You there: are you familiar with the most wonderful poetic stylings of one Lenni Sanders? Her poetry is most wonderful and the two of us are embarking on a poem writing endeavour, in which we write poems, between us, one line at a time each. It seems to be going well so far. Our first one is posted on her WordPress, here. So check it out.

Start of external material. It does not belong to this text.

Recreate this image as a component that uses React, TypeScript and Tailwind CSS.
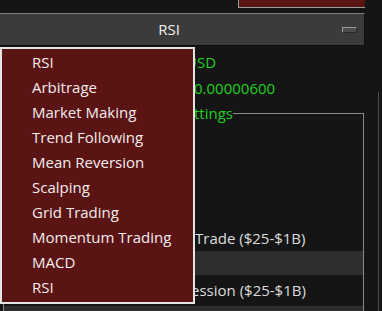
import { useState } from 'react';

const strategies = [
  'RSI',
  'Arbitrage',
  'Market Making',
  'Trend Following',
  'Mean Reversion',
  'Scalping',
  'Grid Trading',
  'Momentum Trading',
  'MACD',
  'RSI',
];

export default function App() {
  const [selected, setSelected] = useState('RSI');
  const [open, setOpen] = useState(true);

  return (
    <div
      className="relative h-[311px] w-[382px] overflow-hidden bg-[#151515] text-[15px]"
      style={{ fontFamily: '"Open Sans", "Noto Sans", sans-serif' }}
    >
      <div className="h-[13px]">
        <div className="ml-[238px] h-[8px] w-[127px] border-b border-l border-[#9a9a9a] bg-[#5a1414]" />
      </div>

      <div className="flex h-[33px] w-[365px] items-center border-t border-r border-b border-t-[#7e7e7e] border-r-[#101010] border-b-[#0c0c0c] bg-[#3b3b3b]">
        <button
          type="button"
          onClick={() => setOpen(!open)}
          className="flex-1 text-center leading-none text-[#f2f2f2]"
        >
          {selected}
        </button>
        <div className="flex w-[26px] items-center">
          <div className="ml-[4px] h-[6px] w-[15px] border border-t-[#9c9c9c] border-l-[#9c9c9c] border-r-[#2a2a2a] border-b-[#2a2a2a] bg-[#4c4c4c]" />
        </div>
      </div>

      <div className="flex">
        <div className="w-[365px]">
          <div className="flex h-[29px] items-end pl-[186px] text-[#1fcf1f]">
            <span className="leading-[25px]">USD</span>
          </div>
          <div className="flex h-[26px] items-center pl-[194px] text-[#1fcf1f]">0.00000600</div>

          <div className="ml-[3px] w-[361px]">
            <div className="flex h-[24px] items-center">
              <span className="w-[230px] text-right leading-none text-[#1fcf1f]">Strategy Settings</span>
              <div className="mt-[12px] h-[12px] flex-1 border-t border-r border-[#8a8a8a]" />
            </div>
            <div className="h-[200px] border-r border-l border-[#8a8a8a]">
              <div className="h-[100px]" />
              <div className="flex h-[26px] items-center pl-[191px] text-[#dcdcdc]">Trade ($25-$1B)</div>
              <div className="h-[24px] bg-[#2e2e2e]" />
              <div className="flex h-[31px] items-center pl-[187px] text-[#dcdcdc]">ession ($25-$1B)</div>
              <div className="h-[19px] bg-[#2e2e2e]" />
            </div>
          </div>
        </div>
        <div className="pt-[46px]">
          <div className="ml-[13px] h-[240px] border-l border-[#505050]" />
        </div>
      </div>

      {open ? (
        <div className="absolute left-0 top-[47px] w-[195px] border-2 border-[#e4e4e4] bg-[#5a1414] pt-px pb-[2px]">
          {strategies.map((name, index) => (
            <button
              key={`${name}-${index}`}
              type="button"
              onClick={() => {
                setSelected(name);
                setOpen(false);
              }}
              className="block h-[25px] w-full pl-[30px] text-left leading-[25px] text-[#f4ecec]"
            >
              {name}
            </button>
          ))}
        </div>
      ) : null}
    </div>
  );
}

Here’s our second:
A Wasp
A wasp under a pint glass
- some form of creature-trap
rattled raw by a yellow bead,
ringing, ringing
its hundred times a second wings,
its buzz, its sting,
its lonely spiral repetitions,
its singing, straining capturedness.
This wasp my soul,
I cannot let it out.
I am afraid
I cannot touch it,
so I watch it,
so I grip this glass, tight.
My wasp spins circles like a carousel horse, and leaping at my palm,
eager, hungry for flesh that I dare not give:
a little thing that asks too much of me:
I cannot bleed enough to fill its thirst
and yet I cannot bring myself to crush it with a rolled up paper,
I cannot kill this piece of me -
this half inch scream of a tealight animal,
this flash of yellow, flash of black, of pain,
thrashing its poor body to oblivion against the glass,
smashing, obliterating into dust.
And, dazed, I raise the empty glass
but it is already too broken to fly
and, feebly humming like an old machine, can only bring itself to sting.
Pingback: Collaborative Poem #3 « whattaildoesithave
This is amazing. You developed in me a sort of empathy toward the Wasp. I used to do this a lot to insects as a kid. I found them all too fascinating. You two have such a way with words!